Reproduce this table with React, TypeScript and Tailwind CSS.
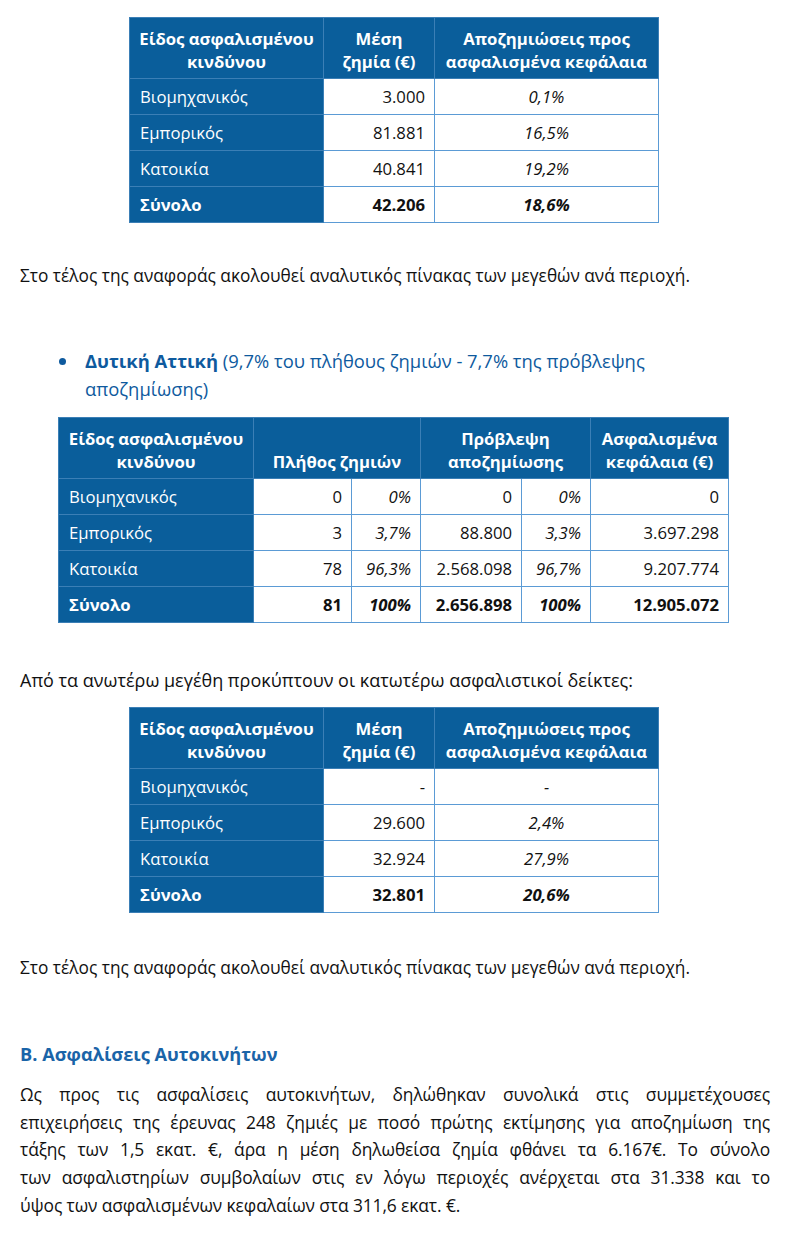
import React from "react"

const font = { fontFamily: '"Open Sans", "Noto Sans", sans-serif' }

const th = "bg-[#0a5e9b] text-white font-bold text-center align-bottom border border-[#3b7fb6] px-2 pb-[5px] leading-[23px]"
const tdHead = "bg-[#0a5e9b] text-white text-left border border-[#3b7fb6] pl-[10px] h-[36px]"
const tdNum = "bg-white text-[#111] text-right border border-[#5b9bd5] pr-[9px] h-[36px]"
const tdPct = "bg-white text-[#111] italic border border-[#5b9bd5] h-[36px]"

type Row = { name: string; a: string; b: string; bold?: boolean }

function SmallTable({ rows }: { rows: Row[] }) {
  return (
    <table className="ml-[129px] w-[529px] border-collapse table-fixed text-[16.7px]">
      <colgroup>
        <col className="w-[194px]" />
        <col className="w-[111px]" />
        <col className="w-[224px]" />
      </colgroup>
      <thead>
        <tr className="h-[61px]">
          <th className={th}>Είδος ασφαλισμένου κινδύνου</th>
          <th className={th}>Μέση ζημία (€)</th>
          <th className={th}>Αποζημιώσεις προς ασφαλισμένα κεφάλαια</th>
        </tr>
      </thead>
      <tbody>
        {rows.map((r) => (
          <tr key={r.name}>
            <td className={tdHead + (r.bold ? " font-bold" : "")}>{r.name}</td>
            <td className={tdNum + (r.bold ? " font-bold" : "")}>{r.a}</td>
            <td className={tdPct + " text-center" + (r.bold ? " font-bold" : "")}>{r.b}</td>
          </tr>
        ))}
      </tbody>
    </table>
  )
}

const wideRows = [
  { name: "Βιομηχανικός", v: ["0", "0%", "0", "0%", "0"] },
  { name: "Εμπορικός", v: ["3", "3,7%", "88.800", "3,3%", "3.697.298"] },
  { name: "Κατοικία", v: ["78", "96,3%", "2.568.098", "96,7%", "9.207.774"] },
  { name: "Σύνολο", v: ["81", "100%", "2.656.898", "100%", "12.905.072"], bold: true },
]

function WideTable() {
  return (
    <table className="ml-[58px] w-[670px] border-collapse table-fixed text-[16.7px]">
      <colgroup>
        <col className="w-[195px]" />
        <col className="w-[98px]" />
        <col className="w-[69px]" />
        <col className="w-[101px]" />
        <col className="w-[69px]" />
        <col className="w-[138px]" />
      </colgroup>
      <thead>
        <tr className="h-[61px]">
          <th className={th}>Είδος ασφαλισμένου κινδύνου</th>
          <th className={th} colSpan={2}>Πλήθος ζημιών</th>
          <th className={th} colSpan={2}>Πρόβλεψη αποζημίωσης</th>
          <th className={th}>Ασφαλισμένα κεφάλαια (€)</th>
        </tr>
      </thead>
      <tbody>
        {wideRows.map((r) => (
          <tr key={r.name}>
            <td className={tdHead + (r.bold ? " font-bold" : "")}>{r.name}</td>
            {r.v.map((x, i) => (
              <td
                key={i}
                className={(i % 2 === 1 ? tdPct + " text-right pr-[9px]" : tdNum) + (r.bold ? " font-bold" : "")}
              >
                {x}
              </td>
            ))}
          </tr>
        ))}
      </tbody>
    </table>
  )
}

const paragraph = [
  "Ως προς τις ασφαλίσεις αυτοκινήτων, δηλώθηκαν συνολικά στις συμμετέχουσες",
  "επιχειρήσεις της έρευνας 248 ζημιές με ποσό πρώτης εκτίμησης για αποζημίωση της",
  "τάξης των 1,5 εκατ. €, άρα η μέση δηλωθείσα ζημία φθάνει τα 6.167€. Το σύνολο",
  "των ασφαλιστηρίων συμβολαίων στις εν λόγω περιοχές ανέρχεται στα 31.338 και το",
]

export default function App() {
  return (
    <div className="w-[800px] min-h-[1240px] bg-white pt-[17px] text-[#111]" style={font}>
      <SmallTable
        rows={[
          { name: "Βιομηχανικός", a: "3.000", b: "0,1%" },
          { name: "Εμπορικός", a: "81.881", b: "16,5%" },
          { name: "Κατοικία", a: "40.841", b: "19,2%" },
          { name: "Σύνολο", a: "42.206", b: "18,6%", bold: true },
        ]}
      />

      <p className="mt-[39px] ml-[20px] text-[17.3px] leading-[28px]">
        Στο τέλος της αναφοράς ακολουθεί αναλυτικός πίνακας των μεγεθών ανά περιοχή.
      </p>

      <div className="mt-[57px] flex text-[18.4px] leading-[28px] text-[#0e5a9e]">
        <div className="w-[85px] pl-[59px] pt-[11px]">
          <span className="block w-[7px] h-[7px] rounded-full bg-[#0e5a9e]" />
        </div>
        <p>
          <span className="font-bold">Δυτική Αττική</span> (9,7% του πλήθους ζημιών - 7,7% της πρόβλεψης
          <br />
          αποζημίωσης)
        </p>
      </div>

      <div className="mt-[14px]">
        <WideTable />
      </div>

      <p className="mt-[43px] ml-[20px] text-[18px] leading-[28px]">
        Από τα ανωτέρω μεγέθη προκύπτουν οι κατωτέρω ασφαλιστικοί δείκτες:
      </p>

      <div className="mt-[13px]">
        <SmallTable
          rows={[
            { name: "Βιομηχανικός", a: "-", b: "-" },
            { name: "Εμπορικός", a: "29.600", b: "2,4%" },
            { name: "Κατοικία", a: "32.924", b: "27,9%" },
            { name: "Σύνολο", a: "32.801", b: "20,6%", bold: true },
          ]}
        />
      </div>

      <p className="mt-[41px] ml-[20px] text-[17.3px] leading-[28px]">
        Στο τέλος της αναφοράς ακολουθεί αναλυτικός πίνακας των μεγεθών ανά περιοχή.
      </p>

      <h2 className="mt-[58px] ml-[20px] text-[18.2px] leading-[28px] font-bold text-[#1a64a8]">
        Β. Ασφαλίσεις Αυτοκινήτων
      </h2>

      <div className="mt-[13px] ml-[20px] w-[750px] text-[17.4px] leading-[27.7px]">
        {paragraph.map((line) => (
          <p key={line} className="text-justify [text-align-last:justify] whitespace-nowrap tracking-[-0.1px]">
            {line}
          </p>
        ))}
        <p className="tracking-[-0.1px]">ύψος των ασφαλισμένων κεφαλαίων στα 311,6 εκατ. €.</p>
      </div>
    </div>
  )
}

* * * * *

-- Description of the task --
Only the lines from the top of the data through the line with "string; a: string;" should be quoted, exactly and with both ends kept; skip the pictures.

-- Answer for this exercise --
Reproduce this table with React, TypeScript and Tailwind CSS.
import React from "react"

const font = { fontFamily: '"Open Sans", "Noto Sans", sans-serif' }

const th = "bg-[#0a5e9b] text-white font-bold text-center align-bottom border border-[#3b7fb6] px-2 pb-[5px] leading-[23px]"
const tdHead = "bg-[#0a5e9b] text-white text-left border border-[#3b7fb6] pl-[10px] h-[36px]"
const tdNum = "bg-white text-[#111] text-right border border-[#5b9bd5] pr-[9px] h-[36px]"
const tdPct = "bg-white text-[#111] italic border border-[#5b9bd5] h-[36px]"

type Row = { name: string; a: string; b: string; bold?: boolean }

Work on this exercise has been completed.